Living alone, I don’t shut doors. I leave the bathroom door open, mainly because this allows me to continue hearing my music. But why shut it? Who’s going to come in? Well, yesterday I was about to head to my girlfriend’s spontaneous cocktail party and decided to quickly go to the bathroom before I hopped in the car. So I'm in the half bath right off my kitchen. My mind was racing with things I didn’t want to forget…birthday candles to put in the cupcakes my friend made for another friend’s birthday, plastic forks…and then…oh my. OH MY. There’s my neighbor! He had just gotten his mail and was strolling down the street past my place. All he needed to do was glance through my big kitchen window, and well, there I was. Going to the bathroom. I could have waved. He could have nodded. Hello, neighbor! Thankfully, I stretched just enough, reached the door and gave it a good swing; it caught just enough to stay shut.

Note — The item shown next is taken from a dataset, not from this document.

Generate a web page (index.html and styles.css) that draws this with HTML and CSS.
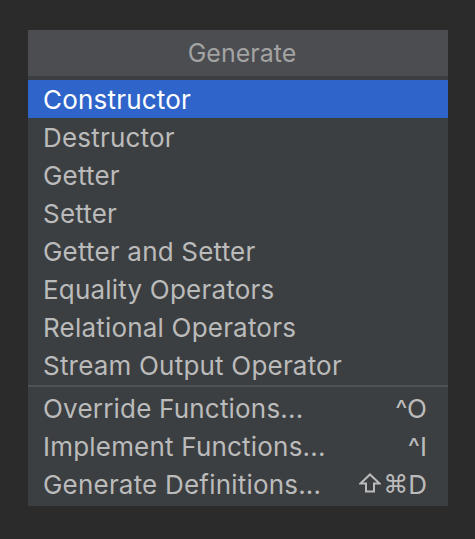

This reminded me of the Timberwolves game last year. I went with some friends and in between quarters got up to the use the bathroom. Only if you’re at some really lame concert or sporting event where there aren’t many people do you get to select which of the 500 stalls you want. Normally you just go to the one most recently opened. No questions asked. I always wonder what would happen if, when one opened, I just didn’t go in. The person behind me would probably give me a nudge and say, "um, hello, that one’s open." I’d politely smile and "yes, I know. I want the next one." Anyways, so Timberwovles game. There were a lot of people. I didn’t have a choice. So, I’m in my designated stall, and I glance to the right and realize that, that’s funny. Where there normally is a little silver trash container and then toilet paper built in, there was nothing. For a split second I thought how weird that they’d put a square mirror right there in its place, because I could see my thigh and my...wait…that is SO not my thigh or my…OH MY GOSH! There’s a hole and there’s the woman in the next stall. Hello neighbor!
I looked around and with one hand was probably making the gesture as if in front of an audience…can you believe this? I mean really!? But there was no one there to participate. Well, no built-in thing to hold the toilet paper meant there was no toilet paper. So, for a split second I contemplated putting my hand through the little “window” and asking the woman next to me… "I see that you’re done, would you mind passing me some TP?” (Gray Poupon-style...pun intended) , but I couldn’t do it. I rummaged through my purse conveniently hanging from the hook on the inside of the door and grabbed a couple Kleenex. I kind of wanted to forewarn the next woman in line who was about to enter this stall, but at this point I was chuckling to myself and decided nope. Survival of the fittest in this here bathroom in the Target Center.
And the fittest:
Shut the door.
Are aware of surroundings.
Always carry Kleenex.
And carry little containers of Purell!